__What this task involves__:
Repeat the data below exactly, dropping any pictures it holds.

__Information shown__:
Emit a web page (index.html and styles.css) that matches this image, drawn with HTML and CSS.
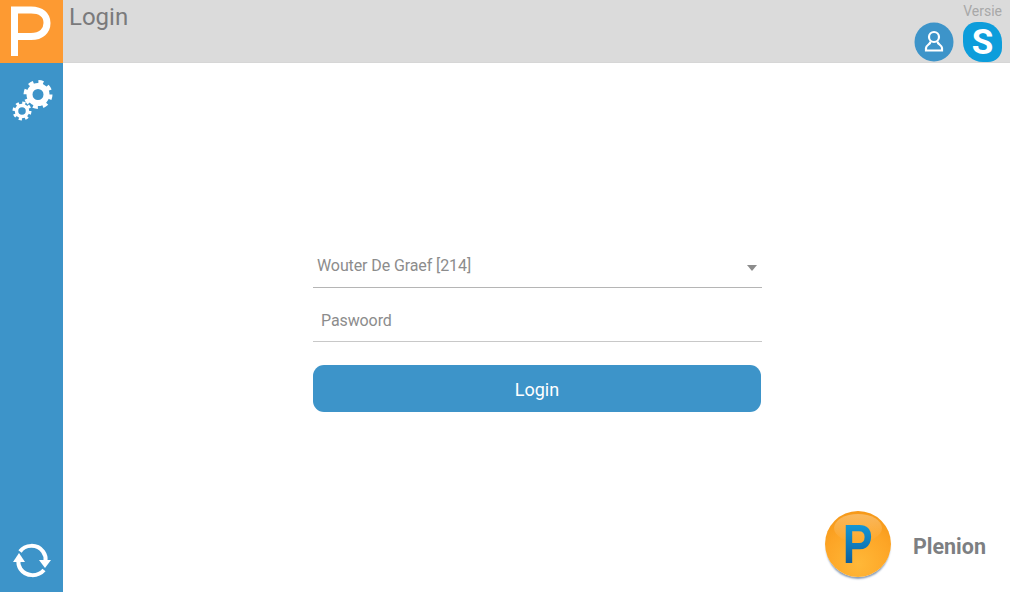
FILE: index.html
```html
<!DOCTYPE html>
<html lang="nl">
<head>
    <meta charset="UTF-8">
    <meta name="viewport" content="width=device-width, initial-scale=1.0">
    <title>Login</title>
    <link rel="stylesheet" href="styles.css">
</head>
<body>
    <div class="app">
        <div class="brand">
            <svg width="63" height="63" viewBox="0 0 63 63">
                <path d="M14.500 56V10H31C41.500 10 47 15.500 47 23S41.500 36.500 31 36.500H14.500" fill="none" stroke="#fff" stroke-width="7"/>
            </svg>
        </div>
        <header class="topbar">
            <h1 class="title">Login</h1>
            <div class="topbar-right">
                <span class="version">Versie</span>
                <div class="topbar-icons">
                    <svg width="40" height="40" viewBox="0 0 40 40">
                        <circle cx="20" cy="20" r="19.500" fill="#3d94c9"/>
                        <circle cx="20" cy="15" r="5" fill="none" stroke="#fff" stroke-width="2.200"/>
                        <path d="M16.500 19.500C16.500 22.500 12 23 12 26V28.500H28V26C28 23 23.500 22.500 23.500 19.500" fill="none" stroke="#fff" stroke-width="2.200"/>
                    </svg>
                    <div class="skype">S</div>
                </div>
            </div>
        </header>
        <nav class="sidebar">
            <svg width="42" height="42" viewBox="0 0 42 42">
                <circle cx="27" cy="15.500" r="8.500" fill="none" stroke="#fff" stroke-width="6"/>
                <circle cx="27" cy="15.500" r="12.500" fill="none" stroke="#fff" stroke-width="4" stroke-dasharray="4.900 4.920"/>
                <circle cx="11" cy="32" r="5.500" fill="none" stroke="#fff" stroke-width="3.500"/>
                <circle cx="11" cy="32" r="8" fill="none" stroke="#fff" stroke-width="3" stroke-dasharray="3.140 3.140"/>
            </svg>
            <svg width="42" height="42" viewBox="0 0 42 42">
                <path d="M9 12.500C14 5.500 26 4.500 32 12.500C34.500 16 35 19 34.500 22" fill="none" stroke="#fff" stroke-width="4"/>
                <path d="M28 21H40L34 29Z" fill="#fff"/>
                <path d="M33 31C27 38 15 38 9.500 30C7.500 27 7 24 7.500 21" fill="none" stroke="#fff" stroke-width="4"/>
                <path d="M2 23L8 14L14 23Z" fill="#fff"/>
            </svg>
        </nav>
        <main class="content">
            <form class="login-form">
                <div class="field select-field">
                    <span class="select-value">Wouter De Graef [214]</span>
                    <span class="select-arrow"></span>
                </div>
                <div class="field input-field">Paswoord</div>
                <button type="button" class="login-button">Login</button>
            </form>
            <div class="company">
                <div class="company-logo">
                    <span class="company-p">P</span>
                </div>
                <span class="company-name">Plenion</span>
            </div>
        </main>
    </div>
</body>
</html>
```

FILE: styles.css
```css
html, body {
    margin: 0;
    height: 100%;
}
body {
    font-family: 'Roboto', 'Liberation Sans', sans-serif;
    background-color: #fff;
    overflow: hidden;
}
.app {
    display: grid;
    grid-template-columns: 63px 1fr;
    grid-template-rows: 63px 1fr;
    height: 592px;
}
.brand {
    background-color: #fd9a32;
    display: flex;
}
.topbar {
    display: flex;
    justify-content: space-between;
    background-color: #dbdbdb;
    border-bottom: 1px solid #d6d6d6;
    box-sizing: border-box;
    padding: 0 8px 0 6px;
}
.title {
    margin: 3px 0 0;
    font-size: 24px;
    line-height: 28px;
    font-weight: 400;
    color: #7a7a7c;
}
.topbar-right {
    display: flex;
    flex-direction: column;
    align-items: flex-end;
}
.version {
    margin-top: 3px;
    font-size: 14px;
    line-height: 16px;
    color: #a8a8a8;
}
.topbar-icons {
    display: flex;
    gap: 9px;
    margin-top: 3px;
}
.skype {
    width: 39px;
    height: 40px;
    border-radius: 14px 20px 14px 20px;
    background-color: #0d9ddb;
    text-align: center;
    font-size: 35px;
    line-height: 41px;
    font-weight: 700;
    color: #fff;
}
.sidebar {
    display: flex;
    flex-direction: column;
    justify-content: space-between;
    align-items: center;
    background-color: #3d94c9;
    padding: 16px 0 11px;
}
.content {
    display: flex;
    flex-direction: column;
    align-items: center;
    justify-content: space-between;
    padding-top: 181px;
    padding-bottom: 15px;
}
.login-form {
    width: 449px;
    margin-left: 2px;
}
.field {
    display: flex;
    align-items: center;
    justify-content: space-between;
    box-sizing: border-box;
    font-size: 16px;
    letter-spacing: -0.1px;
    color: #8c8c8c;
}
.select-field {
    height: 44px;
    padding: 0 5px 0 4px;
    border-bottom: 1px solid #b5b5b5;
}
.select-arrow {
    width: 0;
    height: 0;
    margin-top: 5px;
    border-left: 5px solid transparent;
    border-right: 5px solid transparent;
    border-top: 6px solid #8c8c8c;
}
.input-field {
    height: 54px;
    padding-left: 8px;
    padding-top: 12px;
    border-bottom: 1px solid #c8c8c8;
}
.login-button {
    display: block;
    width: 448px;
    height: 47px;
    margin-top: 23px;
    padding-top: 3px;
    border: none;
    border-radius: 11px;
    font-family: inherit;
    font-size: 18px;
    color: #fff;
    background-color: #3d94c9;
}
.company {
    display: flex;
    align-items: center;
    gap: 22px;
    align-self: flex-end;
    padding-right: 24px;
}
.company-logo {
    position: relative;
    display: flex;
    align-items: center;
    justify-content: center;
    width: 66px;
    height: 66px;
    border-radius: 50%;
    background: radial-gradient(circle at 50% 80%, #ffb838, #fda526 55%, #f29212);
    box-shadow: 0 3px 2px -1px #8a9db5;
}
.company-logo::before {
    content: "";
    position: absolute;
    top: 3px;
    left: 9px;
    width: 48px;
    height: 28px;
    border-radius: 50%;
    background: linear-gradient(rgba(255, 255, 255, 0.3), rgba(255, 255, 255, 0));
}
.company-p {
    position: relative;
    font-family: 'Liberation Sans', sans-serif;
    font-size: 56px;
    line-height: 56px;
    font-weight: 700;
    transform: scaleX(0.8);
    background: linear-gradient(#14a3e2, #0f78b8 55%, #0d4f8a);
    -webkit-background-clip: text;
    background-clip: text;
    color: transparent;
}
.company-name {
    padding-top: 5px;
    font-size: 21.500px;
    font-weight: 700;
    color: #7d7f82;
}
```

__Complete response__:
Emit a web page (index.html and styles.css) that matches this image, drawn with HTML and CSS.
FILE: index.html
```html
<!DOCTYPE html>
<html lang="nl">
<head>
    <meta charset="UTF-8">
    <meta name="viewport" content="width=device-width, initial-scale=1.0">
    <title>Login</title>
    <link rel="stylesheet" href="styles.css">
</head>
<body>
    <div class="app">
        <div class="brand">
            <svg width="63" height="63" viewBox="0 0 63 63">
                <path d="M14.500 56V10H31C41.500 10 47 15.500 47 23S41.500 36.500 31 36.500H14.500" fill="none" stroke="#fff" stroke-width="7"/>
            </svg>
        </div>
        <header class="topbar">
            <h1 class="title">Login</h1>
            <div class="topbar-right">
                <span class="version">Versie</span>
                <div class="topbar-icons">
                    <svg width="40" height="40" viewBox="0 0 40 40">
                        <circle cx="20" cy="20" r="19.500" fill="#3d94c9"/>
                        <circle cx="20" cy="15" r="5" fill="none" stroke="#fff" stroke-width="2.200"/>
                        <path d="M16.500 19.500C16.500 22.500 12 23 12 26V28.500H28V26C28 23 23.500 22.500 23.500 19.500" fill="none" stroke="#fff" stroke-width="2.200"/>
                    </svg>
                    <div class="skype">S</div>
                </div>
            </div>
        </header>
        <nav class="sidebar">
            <svg width="42" height="42" viewBox="0 0 42 42">
                <circle cx="27" cy="15.500" r="8.500" fill="none" stroke="#fff" stroke-width="6"/>
                <circle cx="27" cy="15.500" r="12.500" fill="none" stroke="#fff" stroke-width="4" stroke-dasharray="4.900 4.920"/>
                <circle cx="11" cy="32" r="5.500" fill="none" stroke="#fff" stroke-width="3.500"/>
                <circle cx="11" cy="32" r="8" fill="none" stroke="#fff" stroke-width="3" stroke-dasharray="3.140 3.140"/>
            </svg>
            <svg width="42" height="42" viewBox="0 0 42 42">
                <path d="M9 12.500C14 5.500 26 4.500 32 12.500C34.500 16 35 19 34.500 22" fill="none" stroke="#fff" stroke-width="4"/>
                <path d="M28 21H40L34 29Z" fill="#fff"/>
                <path d="M33 31C27 38 15 38 9.500 30C7.500 27 7 24 7.500 21" fill="none" stroke="#fff" stroke-width="4"/>
                <path d="M2 23L8 14L14 23Z" fill="#fff"/>
            </svg>
        </nav>
        <main class="content">
            <form class="login-form">
                <div class="field select-field">
                    <span class="select-value">Wouter De Graef [214]</span>
                    <span class="select-arrow"></span>
                </div>
                <div class="field input-field">Paswoord</div>
                <button type="button" class="login-button">Login</button>
            </form>
            <div class="company">
                <div class="company-logo">
                    <span class="company-p">P</span>
                </div>
                <span class="company-name">Plenion</span>
            </div>
        </main>
    </div>
</body>
</html>
```

FILE: styles.css
```css
html, body {
    margin: 0;
    height: 100%;
}
body {
    font-family: 'Roboto', 'Liberation Sans', sans-serif;
    background-color: #fff;
    overflow: hidden;
}
.app {
    display: grid;
    grid-template-columns: 63px 1fr;
    grid-template-rows: 63px 1fr;
    height: 592px;
}
.brand {
    background-color: #fd9a32;
    display: flex;
}
.topbar {
    display: flex;
    justify-content: space-between;
    background-color: #dbdbdb;
    border-bottom: 1px solid #d6d6d6;
    box-sizing: border-box;
    padding: 0 8px 0 6px;
}
.title {
    margin: 3px 0 0;
    font-size: 24px;
    line-height: 28px;
    font-weight: 400;
    color: #7a7a7c;
}
.topbar-right {
    display: flex;
    flex-direction: column;
    align-items: flex-end;
}
.version {
    margin-top: 3px;
    font-size: 14px;
    line-height: 16px;
    color: #a8a8a8;
}
.topbar-icons {
    display: flex;
    gap: 9px;
    margin-top: 3px;
}
.skype {
    width: 39px;
    height: 40px;
    border-radius: 14px 20px 14px 20px;
    background-color: #0d9ddb;
    text-align: center;
    font-size: 35px;
    line-height: 41px;
    font-weight: 700;
    color: #fff;
}
.sidebar {
    display: flex;
    flex-direction: column;
    justify-content: space-between;
    align-items: center;
    background-color: #3d94c9;
    padding: 16px 0 11px;
}
.content {
    display: flex;
    flex-direction: column;
    align-items: center;
    justify-content: space-between;
    padding-top: 181px;
    padding-bottom: 15px;
}
.login-form {
    width: 449px;
    margin-left: 2px;
}
.field {
    display: flex;
    align-items: center;
    justify-content: space-between;
    box-sizing: border-box;
    font-size: 16px;
    letter-spacing: -0.1px;
    color: #8c8c8c;
}
.select-field {
    height: 44px;
    padding: 0 5px 0 4px;
    border-bottom: 1px solid #b5b5b5;
}
.select-arrow {
    width: 0;
    height: 0;
    margin-top: 5px;
    border-left: 5px solid transparent;
    border-right: 5px solid transparent;
    border-top: 6px solid #8c8c8c;
}
.input-field {
    height: 54px;
    padding-left: 8px;
    padding-top: 12px;
    border-bottom: 1px solid #c8c8c8;
}
.login-button {
    display: block;
    width: 448px;
    height: 47px;
    margin-top: 23px;
    padding-top: 3px;
    border: none;
    border-radius: 11px;
    font-family: inherit;
    font-size: 18px;
    color: #fff;
    background-color: #3d94c9;
}
.company {
    display: flex;
    align-items: center;
    gap: 22px;
    align-self: flex-end;
    padding-right: 24px;
}
.company-logo {
    position: relative;
    display: flex;
    align-items: center;
    justify-content: center;
    width: 66px;
    height: 66px;
    border-radius: 50%;
    background: radial-gradient(circle at 50% 80%, #ffb838, #fda526 55%, #f29212);
    box-shadow: 0 3px 2px -1px #8a9db5;
}
.company-logo::before {
    content: "";
    position: absolute;
    top: 3px;
    left: 9px;
    width: 48px;
    height: 28px;
    border-radius: 50%;
    background: linear-gradient(rgba(255, 255, 255, 0.3), rgba(255, 255, 255, 0));
}
.company-p {
    position: relative;
    font-family: 'Liberation Sans', sans-serif;
    font-size: 56px;
    line-height: 56px;
    font-weight: 700;
    transform: scaleX(0.8);
    background: linear-gradient(#14a3e2, #0f78b8 55%, #0d4f8a);
    -webkit-background-clip: text;
    background-clip: text;
    color: transparent;
}
.company-name {
    padding-top: 5px;
    font-size: 21.500px;
    font-weight: 700;
    color: #7d7f82;
}
```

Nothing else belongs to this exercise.